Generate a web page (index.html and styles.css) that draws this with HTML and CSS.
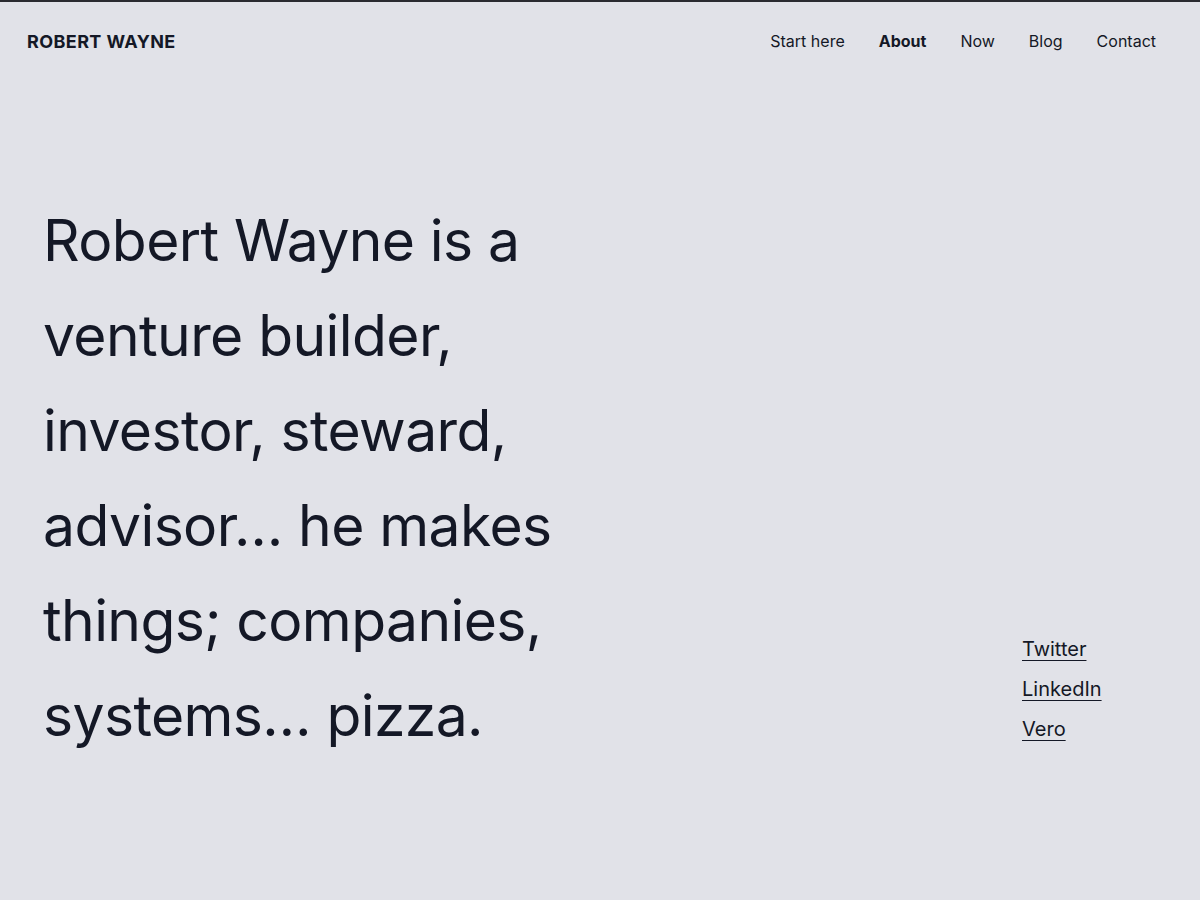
FILE: index.html
```html
<!DOCTYPE html>
<html lang="en">
<head>
    <meta charset="UTF-8">
    <meta name="viewport" content="width=device-width, initial-scale=1.0">
    <title>Robert Wayne</title>
    <link rel="stylesheet" href="styles.css">
</head>
<body>
    <header class="site-header">
        <a class="brand" href="#">ROBERT WAYNE</a>
        <nav class="main-nav">
            <a href="#">Start here</a>
            <a href="#" class="active">About</a>
            <a href="#">Now</a>
            <a href="#">Blog</a>
            <a href="#">Contact</a>
        </nav>
    </header>

    <main class="intro">
        <h1 class="intro-text">Robert Wayne is a venture builder, investor, steward, advisor… he makes things; companies, systems… pizza.</h1>
        <ul class="social">
            <li><a href="#">Twitter</a></li>
            <li><a href="#">LinkedIn</a></li>
            <li><a href="#">Vero</a></li>
        </ul>
    </main>
</body>
</html>
```

FILE: styles.css
```css
body {
    margin: 0;
    min-height: 900px;
    background-color: #e1e2e8;
    border-top: 2px solid #2a2b30;
    box-sizing: border-box;
    font-family: Inter, "Noto Sans", Arial, sans-serif;
    color: #141826;
}
a {
    color: inherit;
    text-decoration: none;
}
.site-header {
    display: flex;
    justify-content: space-between;
    align-items: center;
    height: 78px;
    padding: 0 44px 0 27px;
}
.brand {
    font-size: 18px;
    font-weight: 700;
    letter-spacing: 0.4px;
}
.main-nav {
    display: flex;
    gap: 34px;
    font-size: 16px;
}
.main-nav .active {
    font-weight: 700;
}
.intro {
    display: flex;
    justify-content: space-between;
    align-items: last baseline;
    padding: 113px 43px 0 43px;
}
.intro-text {
    width: 540px;
    margin: 0;
    font-size: 57px;
    font-weight: 400;
    line-height: 95px;
    letter-spacing: -0.6px;
}
.social {
    list-style: none;
    margin: 0;
    padding: 0;
    width: 135px;
    font-size: 20px;
    line-height: 40px;
}
.social a {
    text-decoration: underline;
    text-decoration-thickness: 1px;
    text-underline-offset: 4px;
}
```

= Short problem =
Each line of the data should be quoted exactly, with pictures left out.

= Result for this exercise =
Generate a web page (index.html and styles.css) that draws this with HTML and CSS.
FILE: index.html
```html
<!DOCTYPE html>
<html lang="en">
<head>
    <meta charset="UTF-8">
    <meta name="viewport" content="width=device-width, initial-scale=1.0">
    <title>Robert Wayne</title>
    <link rel="stylesheet" href="styles.css">
</head>
<body>
    <header class="site-header">
        <a class="brand" href="#">ROBERT WAYNE</a>
        <nav class="main-nav">
            <a href="#">Start here</a>
            <a href="#" class="active">About</a>
            <a href="#">Now</a>
            <a href="#">Blog</a>
            <a href="#">Contact</a>
        </nav>
    </header>

    <main class="intro">
        <h1 class="intro-text">Robert Wayne is a venture builder, investor, steward, advisor… he makes things; companies, systems… pizza.</h1>
        <ul class="social">
            <li><a href="#">Twitter</a></li>
            <li><a href="#">LinkedIn</a></li>
            <li><a href="#">Vero</a></li>
        </ul>
    </main>
</body>
</html>
```

FILE: styles.css
```css
body {
    margin: 0;
    min-height: 900px;
    background-color: #e1e2e8;
    border-top: 2px solid #2a2b30;
    box-sizing: border-box;
    font-family: Inter, "Noto Sans", Arial, sans-serif;
    color: #141826;
}
a {
    color: inherit;
    text-decoration: none;
}
.site-header {
    display: flex;
    justify-content: space-between;
    align-items: center;
    height: 78px;
    padding: 0 44px 0 27px;
}
.brand {
    font-size: 18px;
    font-weight: 700;
    letter-spacing: 0.4px;
}
.main-nav {
    display: flex;
    gap: 34px;
    font-size: 16px;
}
.main-nav .active {
    font-weight: 700;
}
.intro {
    display: flex;
    justify-content: space-between;
    align-items: last baseline;
    padding: 113px 43px 0 43px;
}
.intro-text {
    width: 540px;
    margin: 0;
    font-size: 57px;
    font-weight: 400;
    line-height: 95px;
    letter-spacing: -0.6px;
}
.social {
    list-style: none;
    margin: 0;
    padding: 0;
    width: 135px;
    font-size: 20px;
    line-height: 40px;
}
.social a {
    text-decoration: underline;
    text-decoration-thickness: 1px;
    text-underline-offset: 4px;
}
```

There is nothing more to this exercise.